** Start Input **

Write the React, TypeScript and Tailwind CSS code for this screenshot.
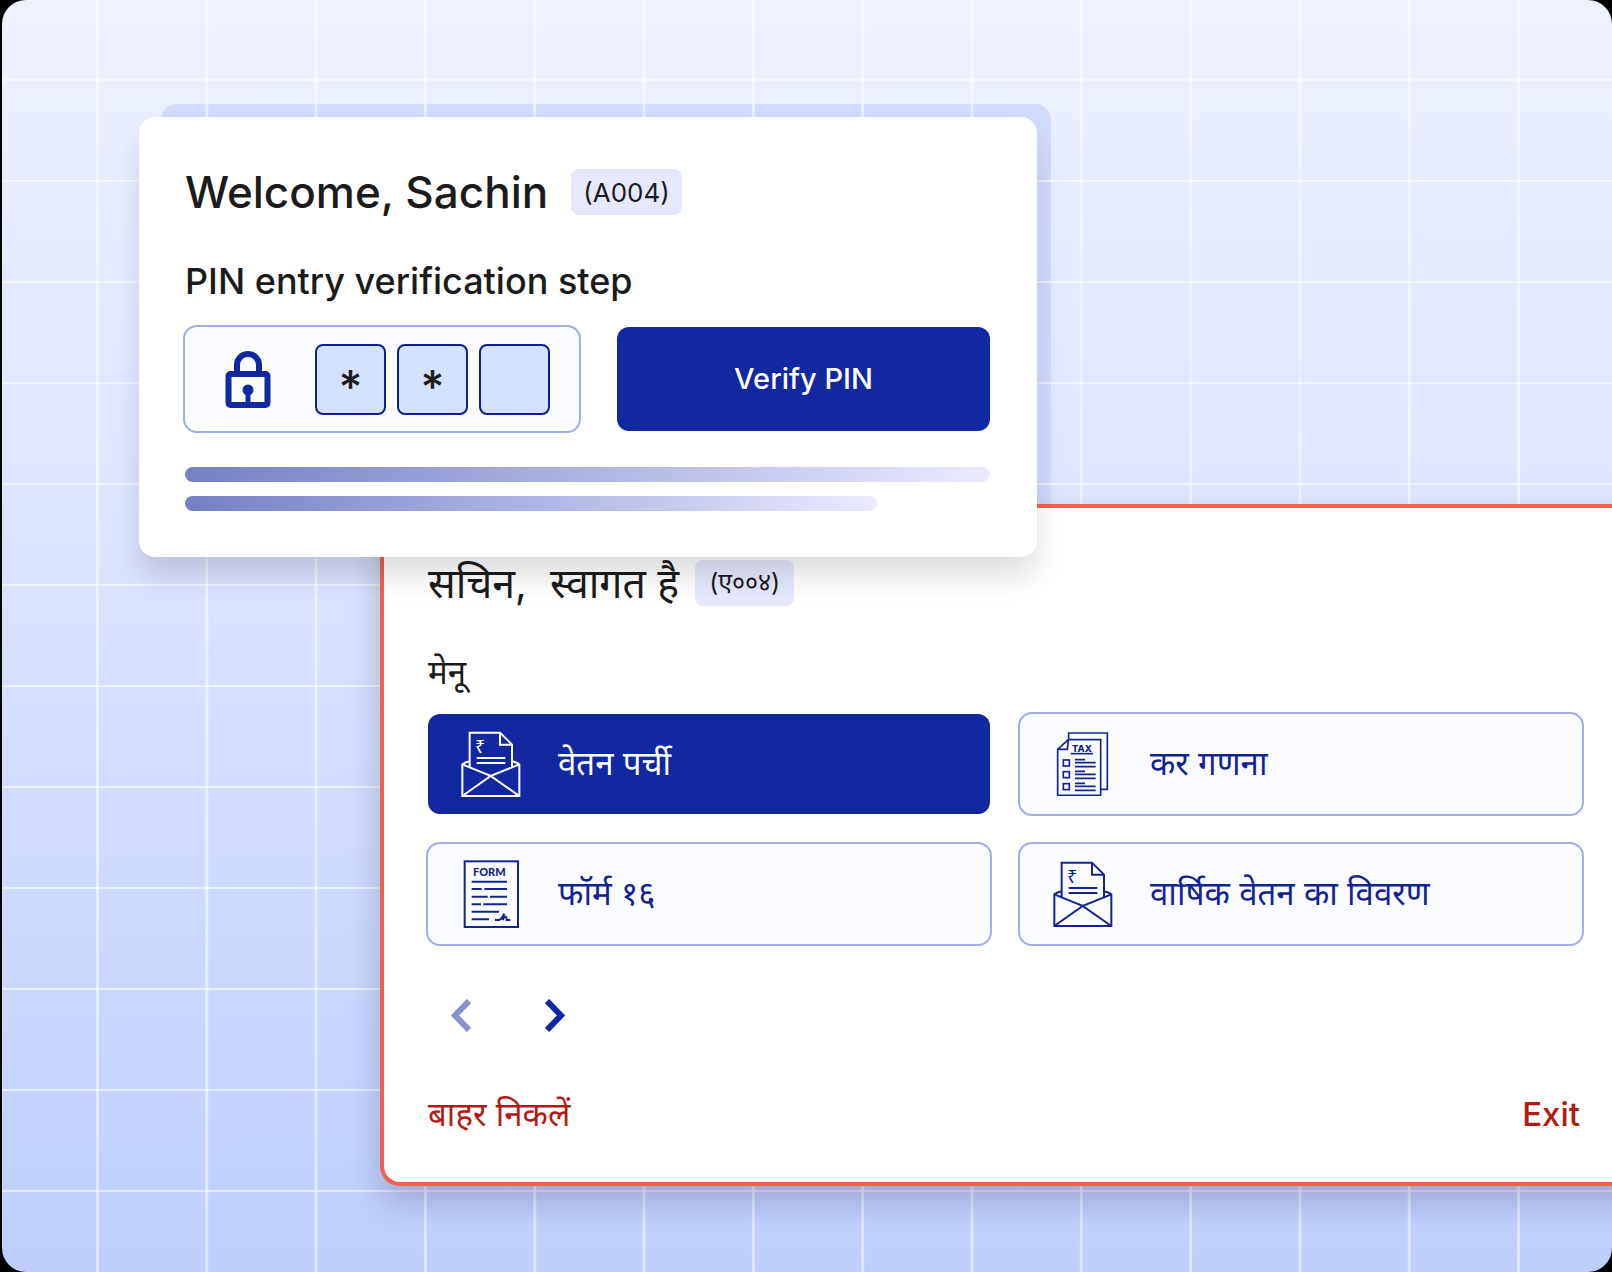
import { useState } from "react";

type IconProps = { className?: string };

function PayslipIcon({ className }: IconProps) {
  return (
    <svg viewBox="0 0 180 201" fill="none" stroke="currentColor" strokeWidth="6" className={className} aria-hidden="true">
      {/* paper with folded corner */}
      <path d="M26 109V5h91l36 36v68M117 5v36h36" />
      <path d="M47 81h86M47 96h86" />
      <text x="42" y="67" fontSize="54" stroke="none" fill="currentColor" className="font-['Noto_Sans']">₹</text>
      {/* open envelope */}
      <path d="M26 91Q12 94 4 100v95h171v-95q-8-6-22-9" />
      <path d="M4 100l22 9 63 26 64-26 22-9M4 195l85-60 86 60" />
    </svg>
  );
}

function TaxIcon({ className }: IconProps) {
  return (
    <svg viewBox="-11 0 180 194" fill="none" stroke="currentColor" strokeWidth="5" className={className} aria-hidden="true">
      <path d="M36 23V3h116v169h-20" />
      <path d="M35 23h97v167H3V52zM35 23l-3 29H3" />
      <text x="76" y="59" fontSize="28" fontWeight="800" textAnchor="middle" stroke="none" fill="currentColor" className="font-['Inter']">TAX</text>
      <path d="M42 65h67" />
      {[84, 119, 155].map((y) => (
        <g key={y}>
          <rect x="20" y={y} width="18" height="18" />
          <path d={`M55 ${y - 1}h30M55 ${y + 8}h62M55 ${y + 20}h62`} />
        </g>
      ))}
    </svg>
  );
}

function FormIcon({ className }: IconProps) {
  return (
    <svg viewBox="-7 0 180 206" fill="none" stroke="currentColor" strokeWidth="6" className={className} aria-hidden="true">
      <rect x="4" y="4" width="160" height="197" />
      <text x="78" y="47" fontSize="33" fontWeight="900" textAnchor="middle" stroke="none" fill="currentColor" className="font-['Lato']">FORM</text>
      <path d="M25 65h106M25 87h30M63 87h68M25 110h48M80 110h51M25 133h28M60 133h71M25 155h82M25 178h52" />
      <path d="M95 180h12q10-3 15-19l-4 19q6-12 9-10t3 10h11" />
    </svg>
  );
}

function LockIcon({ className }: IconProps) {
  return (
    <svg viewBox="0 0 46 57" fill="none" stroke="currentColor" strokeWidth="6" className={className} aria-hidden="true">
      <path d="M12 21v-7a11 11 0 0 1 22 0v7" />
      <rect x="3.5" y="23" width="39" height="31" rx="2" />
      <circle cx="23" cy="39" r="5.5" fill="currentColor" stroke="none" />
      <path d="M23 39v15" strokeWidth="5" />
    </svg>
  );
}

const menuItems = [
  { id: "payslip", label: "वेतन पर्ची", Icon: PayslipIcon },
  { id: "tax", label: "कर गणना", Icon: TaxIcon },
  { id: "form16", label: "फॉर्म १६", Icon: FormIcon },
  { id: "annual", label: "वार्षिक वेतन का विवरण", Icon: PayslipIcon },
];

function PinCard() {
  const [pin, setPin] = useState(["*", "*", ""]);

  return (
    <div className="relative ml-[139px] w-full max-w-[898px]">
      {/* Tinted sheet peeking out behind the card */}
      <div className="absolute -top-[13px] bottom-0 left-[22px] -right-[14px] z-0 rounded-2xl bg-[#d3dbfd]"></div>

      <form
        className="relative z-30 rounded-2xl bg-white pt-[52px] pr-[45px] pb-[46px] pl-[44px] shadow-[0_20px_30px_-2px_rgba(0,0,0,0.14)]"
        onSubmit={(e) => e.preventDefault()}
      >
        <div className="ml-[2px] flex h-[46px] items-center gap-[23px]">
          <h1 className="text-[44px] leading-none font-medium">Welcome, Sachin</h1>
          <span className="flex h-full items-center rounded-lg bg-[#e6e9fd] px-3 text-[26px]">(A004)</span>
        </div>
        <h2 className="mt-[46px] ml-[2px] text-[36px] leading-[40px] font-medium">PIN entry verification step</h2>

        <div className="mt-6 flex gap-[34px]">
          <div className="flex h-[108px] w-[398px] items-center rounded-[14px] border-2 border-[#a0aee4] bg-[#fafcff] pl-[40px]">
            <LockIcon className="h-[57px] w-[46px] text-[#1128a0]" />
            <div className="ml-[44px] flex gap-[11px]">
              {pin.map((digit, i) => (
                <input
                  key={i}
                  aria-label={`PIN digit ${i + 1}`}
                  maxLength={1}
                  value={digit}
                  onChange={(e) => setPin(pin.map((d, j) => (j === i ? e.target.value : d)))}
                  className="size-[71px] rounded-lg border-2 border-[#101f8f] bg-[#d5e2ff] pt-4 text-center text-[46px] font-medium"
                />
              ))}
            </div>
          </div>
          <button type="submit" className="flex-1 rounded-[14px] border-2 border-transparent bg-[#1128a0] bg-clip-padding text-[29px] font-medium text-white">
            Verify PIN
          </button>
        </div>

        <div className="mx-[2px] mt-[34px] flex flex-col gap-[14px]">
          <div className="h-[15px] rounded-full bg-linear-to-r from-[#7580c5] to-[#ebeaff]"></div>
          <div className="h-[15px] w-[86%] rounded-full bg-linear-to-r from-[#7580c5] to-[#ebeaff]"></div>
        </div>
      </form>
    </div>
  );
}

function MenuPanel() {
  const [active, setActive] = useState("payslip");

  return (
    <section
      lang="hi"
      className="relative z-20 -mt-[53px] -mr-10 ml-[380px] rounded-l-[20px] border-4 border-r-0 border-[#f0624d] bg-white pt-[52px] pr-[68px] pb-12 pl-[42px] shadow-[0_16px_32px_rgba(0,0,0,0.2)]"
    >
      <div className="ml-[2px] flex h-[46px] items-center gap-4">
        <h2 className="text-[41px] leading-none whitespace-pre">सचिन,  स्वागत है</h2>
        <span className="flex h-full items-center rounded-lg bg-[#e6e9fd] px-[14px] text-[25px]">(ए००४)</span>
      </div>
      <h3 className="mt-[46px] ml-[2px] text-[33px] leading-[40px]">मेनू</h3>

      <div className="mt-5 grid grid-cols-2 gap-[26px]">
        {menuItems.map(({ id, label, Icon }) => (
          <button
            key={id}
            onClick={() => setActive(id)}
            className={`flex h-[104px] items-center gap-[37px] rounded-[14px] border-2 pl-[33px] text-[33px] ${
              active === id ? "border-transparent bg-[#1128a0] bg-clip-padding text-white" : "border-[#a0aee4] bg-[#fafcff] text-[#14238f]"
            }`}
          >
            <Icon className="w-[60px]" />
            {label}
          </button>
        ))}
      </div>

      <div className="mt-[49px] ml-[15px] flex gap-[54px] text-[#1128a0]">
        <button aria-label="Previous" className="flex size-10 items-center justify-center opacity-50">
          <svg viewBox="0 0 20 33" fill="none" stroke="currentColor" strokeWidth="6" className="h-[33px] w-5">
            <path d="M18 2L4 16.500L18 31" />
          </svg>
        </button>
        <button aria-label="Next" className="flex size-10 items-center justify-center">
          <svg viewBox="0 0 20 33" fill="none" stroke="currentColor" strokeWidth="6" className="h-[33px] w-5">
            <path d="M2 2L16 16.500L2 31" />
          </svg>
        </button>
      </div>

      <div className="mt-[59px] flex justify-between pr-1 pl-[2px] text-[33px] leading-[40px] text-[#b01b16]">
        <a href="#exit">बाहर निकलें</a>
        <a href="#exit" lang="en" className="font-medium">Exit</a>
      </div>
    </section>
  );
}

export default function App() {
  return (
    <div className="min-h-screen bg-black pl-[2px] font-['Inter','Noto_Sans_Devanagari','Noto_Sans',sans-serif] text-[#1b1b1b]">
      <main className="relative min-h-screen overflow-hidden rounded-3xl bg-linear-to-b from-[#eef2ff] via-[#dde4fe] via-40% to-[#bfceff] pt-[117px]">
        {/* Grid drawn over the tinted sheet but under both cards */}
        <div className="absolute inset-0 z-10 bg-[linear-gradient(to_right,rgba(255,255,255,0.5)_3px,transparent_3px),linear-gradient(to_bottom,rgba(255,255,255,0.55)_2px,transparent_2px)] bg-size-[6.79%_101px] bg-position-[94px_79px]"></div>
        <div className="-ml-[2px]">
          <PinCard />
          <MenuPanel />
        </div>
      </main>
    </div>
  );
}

** End Input **
** Start Input **

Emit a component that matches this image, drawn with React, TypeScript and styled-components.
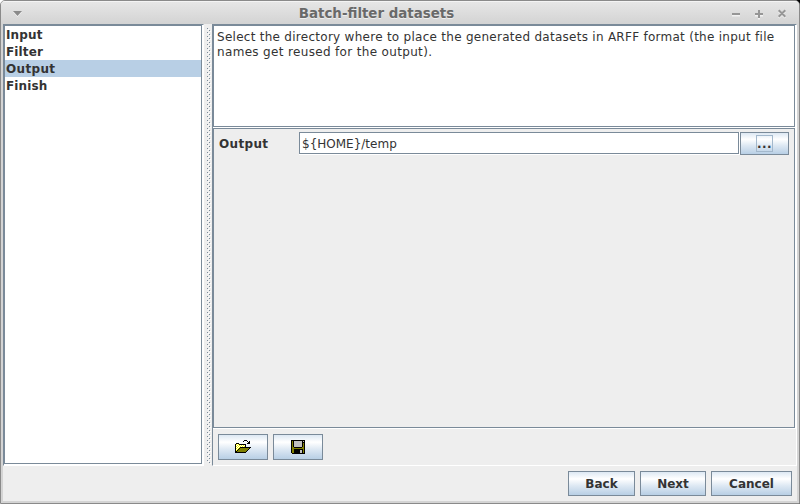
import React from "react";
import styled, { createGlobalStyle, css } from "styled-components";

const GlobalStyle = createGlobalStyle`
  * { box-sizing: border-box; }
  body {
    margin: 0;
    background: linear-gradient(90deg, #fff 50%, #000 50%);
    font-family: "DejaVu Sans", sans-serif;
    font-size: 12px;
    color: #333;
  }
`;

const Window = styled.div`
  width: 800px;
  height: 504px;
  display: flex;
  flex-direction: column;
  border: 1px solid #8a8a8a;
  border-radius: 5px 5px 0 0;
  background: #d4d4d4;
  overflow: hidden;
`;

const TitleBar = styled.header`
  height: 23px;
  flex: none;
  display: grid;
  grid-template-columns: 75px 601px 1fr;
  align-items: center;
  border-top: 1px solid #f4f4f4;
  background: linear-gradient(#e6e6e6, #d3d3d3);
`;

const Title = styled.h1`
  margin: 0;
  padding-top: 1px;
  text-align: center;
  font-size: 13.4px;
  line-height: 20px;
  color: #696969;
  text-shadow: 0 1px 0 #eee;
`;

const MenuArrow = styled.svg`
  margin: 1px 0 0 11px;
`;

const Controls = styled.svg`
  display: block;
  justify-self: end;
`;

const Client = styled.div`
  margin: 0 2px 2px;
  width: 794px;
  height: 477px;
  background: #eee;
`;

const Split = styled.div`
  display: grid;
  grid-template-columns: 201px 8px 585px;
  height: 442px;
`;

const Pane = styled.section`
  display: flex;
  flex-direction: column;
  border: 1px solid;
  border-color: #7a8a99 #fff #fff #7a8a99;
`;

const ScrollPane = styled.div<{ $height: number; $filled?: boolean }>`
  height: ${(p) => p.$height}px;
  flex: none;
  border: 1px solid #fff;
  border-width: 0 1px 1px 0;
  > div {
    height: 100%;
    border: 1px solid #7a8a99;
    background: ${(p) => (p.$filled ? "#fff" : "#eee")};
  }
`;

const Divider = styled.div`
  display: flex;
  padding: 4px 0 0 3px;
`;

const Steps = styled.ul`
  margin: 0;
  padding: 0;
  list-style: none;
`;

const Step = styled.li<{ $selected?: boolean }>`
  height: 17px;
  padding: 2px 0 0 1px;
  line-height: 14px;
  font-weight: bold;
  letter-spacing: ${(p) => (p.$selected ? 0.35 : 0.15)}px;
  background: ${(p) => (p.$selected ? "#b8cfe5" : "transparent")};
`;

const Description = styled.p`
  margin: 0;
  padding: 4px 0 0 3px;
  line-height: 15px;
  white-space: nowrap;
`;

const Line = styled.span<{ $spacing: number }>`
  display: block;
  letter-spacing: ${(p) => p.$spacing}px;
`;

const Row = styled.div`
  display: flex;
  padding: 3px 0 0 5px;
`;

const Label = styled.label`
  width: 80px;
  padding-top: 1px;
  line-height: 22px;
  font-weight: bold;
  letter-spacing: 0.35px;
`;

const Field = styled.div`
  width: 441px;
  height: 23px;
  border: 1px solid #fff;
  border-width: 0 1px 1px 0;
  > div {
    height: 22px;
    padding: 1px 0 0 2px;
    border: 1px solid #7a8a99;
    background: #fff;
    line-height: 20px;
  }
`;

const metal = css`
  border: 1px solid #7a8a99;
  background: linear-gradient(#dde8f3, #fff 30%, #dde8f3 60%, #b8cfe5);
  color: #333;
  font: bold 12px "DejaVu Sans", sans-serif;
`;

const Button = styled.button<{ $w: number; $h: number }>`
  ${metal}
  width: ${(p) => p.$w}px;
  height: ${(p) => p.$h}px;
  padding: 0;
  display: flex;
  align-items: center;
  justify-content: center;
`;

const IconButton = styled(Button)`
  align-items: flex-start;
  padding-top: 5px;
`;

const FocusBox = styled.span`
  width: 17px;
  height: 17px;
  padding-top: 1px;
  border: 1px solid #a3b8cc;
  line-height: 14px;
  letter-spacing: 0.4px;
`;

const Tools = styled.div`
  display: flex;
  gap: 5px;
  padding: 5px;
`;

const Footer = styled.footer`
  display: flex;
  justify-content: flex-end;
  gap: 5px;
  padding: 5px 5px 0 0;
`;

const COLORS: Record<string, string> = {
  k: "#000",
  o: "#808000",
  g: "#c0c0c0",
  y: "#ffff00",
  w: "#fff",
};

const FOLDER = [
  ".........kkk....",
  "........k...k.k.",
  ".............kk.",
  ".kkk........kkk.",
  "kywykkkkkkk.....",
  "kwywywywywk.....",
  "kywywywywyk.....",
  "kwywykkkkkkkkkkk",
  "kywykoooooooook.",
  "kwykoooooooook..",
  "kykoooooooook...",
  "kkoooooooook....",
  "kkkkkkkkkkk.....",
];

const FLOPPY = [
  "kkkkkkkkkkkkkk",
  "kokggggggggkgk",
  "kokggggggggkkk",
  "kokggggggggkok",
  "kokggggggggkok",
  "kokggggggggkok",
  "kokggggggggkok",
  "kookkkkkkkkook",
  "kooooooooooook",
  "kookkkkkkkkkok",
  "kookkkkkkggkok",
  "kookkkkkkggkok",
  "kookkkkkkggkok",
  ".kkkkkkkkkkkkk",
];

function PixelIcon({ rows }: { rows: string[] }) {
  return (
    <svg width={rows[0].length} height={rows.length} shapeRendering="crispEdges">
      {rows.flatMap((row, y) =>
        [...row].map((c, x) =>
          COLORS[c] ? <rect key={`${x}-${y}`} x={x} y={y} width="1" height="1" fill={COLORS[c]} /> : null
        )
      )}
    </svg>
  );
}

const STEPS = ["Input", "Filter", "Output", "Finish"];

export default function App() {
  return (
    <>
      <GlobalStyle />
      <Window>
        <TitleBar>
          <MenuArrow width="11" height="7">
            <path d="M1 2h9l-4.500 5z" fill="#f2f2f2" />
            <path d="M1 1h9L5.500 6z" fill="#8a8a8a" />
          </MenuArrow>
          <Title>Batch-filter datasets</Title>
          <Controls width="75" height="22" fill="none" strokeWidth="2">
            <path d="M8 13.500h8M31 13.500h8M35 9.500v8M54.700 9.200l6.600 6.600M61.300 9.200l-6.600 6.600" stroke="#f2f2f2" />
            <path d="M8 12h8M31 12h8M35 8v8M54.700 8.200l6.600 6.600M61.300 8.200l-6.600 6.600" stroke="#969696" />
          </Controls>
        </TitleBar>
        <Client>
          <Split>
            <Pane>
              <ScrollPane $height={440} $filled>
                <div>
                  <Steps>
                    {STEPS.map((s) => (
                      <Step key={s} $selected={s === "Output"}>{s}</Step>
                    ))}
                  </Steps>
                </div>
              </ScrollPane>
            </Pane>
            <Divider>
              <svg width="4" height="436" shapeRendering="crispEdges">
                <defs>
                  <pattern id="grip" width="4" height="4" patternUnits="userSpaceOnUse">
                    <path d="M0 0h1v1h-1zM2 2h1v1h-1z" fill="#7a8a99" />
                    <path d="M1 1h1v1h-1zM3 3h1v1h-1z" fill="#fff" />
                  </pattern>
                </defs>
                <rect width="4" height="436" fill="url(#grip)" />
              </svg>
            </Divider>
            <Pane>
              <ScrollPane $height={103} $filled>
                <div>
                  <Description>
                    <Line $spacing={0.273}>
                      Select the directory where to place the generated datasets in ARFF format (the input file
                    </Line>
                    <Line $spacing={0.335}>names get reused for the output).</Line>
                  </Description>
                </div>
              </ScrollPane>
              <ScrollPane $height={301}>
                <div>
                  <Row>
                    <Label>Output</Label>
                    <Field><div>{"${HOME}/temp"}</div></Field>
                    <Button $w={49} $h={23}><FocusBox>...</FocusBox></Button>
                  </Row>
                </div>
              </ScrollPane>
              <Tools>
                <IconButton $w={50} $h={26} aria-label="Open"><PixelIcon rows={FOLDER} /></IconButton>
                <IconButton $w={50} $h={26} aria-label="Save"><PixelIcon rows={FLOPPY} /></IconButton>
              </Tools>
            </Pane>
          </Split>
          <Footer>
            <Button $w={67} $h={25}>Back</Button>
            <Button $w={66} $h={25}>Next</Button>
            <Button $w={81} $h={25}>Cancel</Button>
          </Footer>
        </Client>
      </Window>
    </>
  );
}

** End Input **

What is required:
Pull out every line in the material above where "this" occurs.

Result:
Write the React, TypeScript and Tailwind CSS code for this screenshot.
Emit a component that matches this image, drawn with React, TypeScript and styled-components.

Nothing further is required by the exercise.